Multiplying the income gap of $50,000 by three years shows a need for $150,000 of dry powder in your portfolio.

Running the scenario in reverse helps illustrate. Say your portfolio has $1 million, with $400,000 designated to the dry powder category. Your income gap is $40,000. Dividing $400,000 by $40,000 reveals you have 10 years of dry powder ready to cover yourself during high-stress periods.

For many, dry powder is an important psychological tool for sleeping well at night. Or, as Bogle might put it, it can protect against expenses and emotions. Preparing for volatile times by fortifying a reliable structure helps to prevent your nest egg from cracking when the world shakes.

Bogle Quote #3

“The greatest enemy of a good plan is the dream of a perfect plan. Stick to the good plan.”

Some future retirees worry so much about selecting the wrong plan that they never get around to picking one at all. Listen to John Bogle and accept that no plan is perfect. Adjustments can always be made later, so just get started.
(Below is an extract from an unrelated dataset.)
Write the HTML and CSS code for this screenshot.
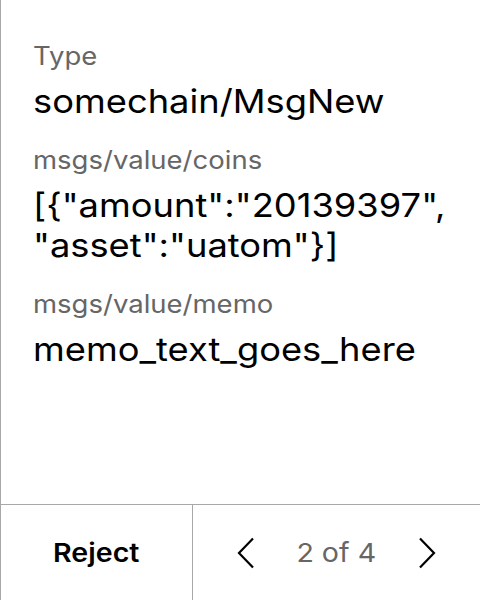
FILE: index.html
```html
<!DOCTYPE html>
<html>
<head>
<meta charset="utf-8">
<link rel="stylesheet" href="styles.css">
</head>
<body>
<div class="screen">
  <div class="content">
    <div class="field">
      <div class="label">Type</div>
      <div class="value">somechain/MsgNew</div>
    </div>
    <div class="field">
      <div class="label">msgs/value/coins</div>
      <div class="value">[{"amount":"20139397",<br>"asset":"uatom"}]</div>
    </div>
    <div class="field">
      <div class="label">msgs/value/memo</div>
      <div class="value">memo_text_goes_here</div>
    </div>
  </div>
  <div class="footer">
    <div class="reject"><span class="wide">Reject</span></div>
    <div class="pager">
      <svg class="chev" width="18" height="32" viewBox="0 0 18 32"><polyline points="16,1.5 2,16 16,30.5" fill="none" stroke="#000" stroke-width="2.2"/></svg>
      <span class="count wide">2 of 4</span>
      <svg class="chev" width="18" height="32" viewBox="0 0 18 32"><polyline points="2,1.5 16,16 2,30.5" fill="none" stroke="#000" stroke-width="2.2"/></svg>
    </div>
  </div>
</div>
</body>
</html>
```
FILE: styles.css
```css
html, body {
  margin: 0;
  padding: 0;
  background: #fff;
}
body {
  font-family: Inter, "Noto Sans", sans-serif;
  color: #000;
}
.screen {
  width: 480px;
  height: 600px;
  box-sizing: border-box;
  border-left: 1px solid #a8a8a8;
  display: flex;
  flex-direction: column;
  overflow: hidden;
}
.content {
  height: 504px;
  box-sizing: border-box;
  padding: 40px 10px 0 32px;
  display: flex;
  flex-direction: column;
  gap: 23px;
}
.field {
  display: flex;
  flex-direction: column;
  gap: 9px;
}
.label {
  font-size: 25px;
  line-height: 32px;
  color: #666;
  transform: scaleX(1.1);
  transform-origin: 0 50%;
}
.value {
  font-size: 33px;
  line-height: 40px;
  color: #000;
  white-space: nowrap;
  transform: scaleX(1.1);
  transform-origin: 0 50%;
}
.footer {
  flex: 1;
  display: flex;
  border-top: 1px solid #a8a8a8;
}
.reject {
  width: 191px;
  flex: none;
  display: flex;
  align-items: center;
  justify-content: center;
  font-size: 26px;
  font-weight: 600;
  border-right: 1px solid #a8a8a8;
}
.wide {
  display: inline-block;
  transform: scaleX(1.1);
}
.pager {
  flex: 1;
  display: flex;
  align-items: center;
  justify-content: center;
  gap: 45px;
}
.count {
  font-size: 26px;
  color: #666;
}
.chev {
  display: block;
}
```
There’s a common adage that it’s better to be lucky than good. Unfortunately, luck doesn’t last as long as your retirement savings need to. So, stop searching for the ancient alchemy or secret potion. There are multiple paths to accumulating wealth, but none are shortcuts. While time, patience, and planning may not sound sexy, the financially secure, happy retirement they could create sure does.

You may prefer to draw your own blueprint. Here’s a link to an interactive financial planner that pairs happy retirees’ lifestyle habits with the financial benchmarks to potentially fund them. A financial advisor can also help you formulate your portfolio allocation and budget strategy based on future spending goals, inflation protection, risk tolerance, and probabilities of financial success. All it takes is some personal reflection and a little research to find the right fit.

Bottom Line

John Bogle’s idea helped limit Wall Street’s control over making money from American workers’ hard-earned productivity. Future retirees willing to practice the disciplined patience it takes to allow their money to outpace inflation over time increase their probability of accumulating wealth sufficient to fund their needs, wants, and desires throughout their golden years.

John Bogle reinvented the wheel, but his teachings are valuable reminders that you don’t have to. Design a slow and steady retirement plan, and let that wheel’s momentum carry you to a happy retirement.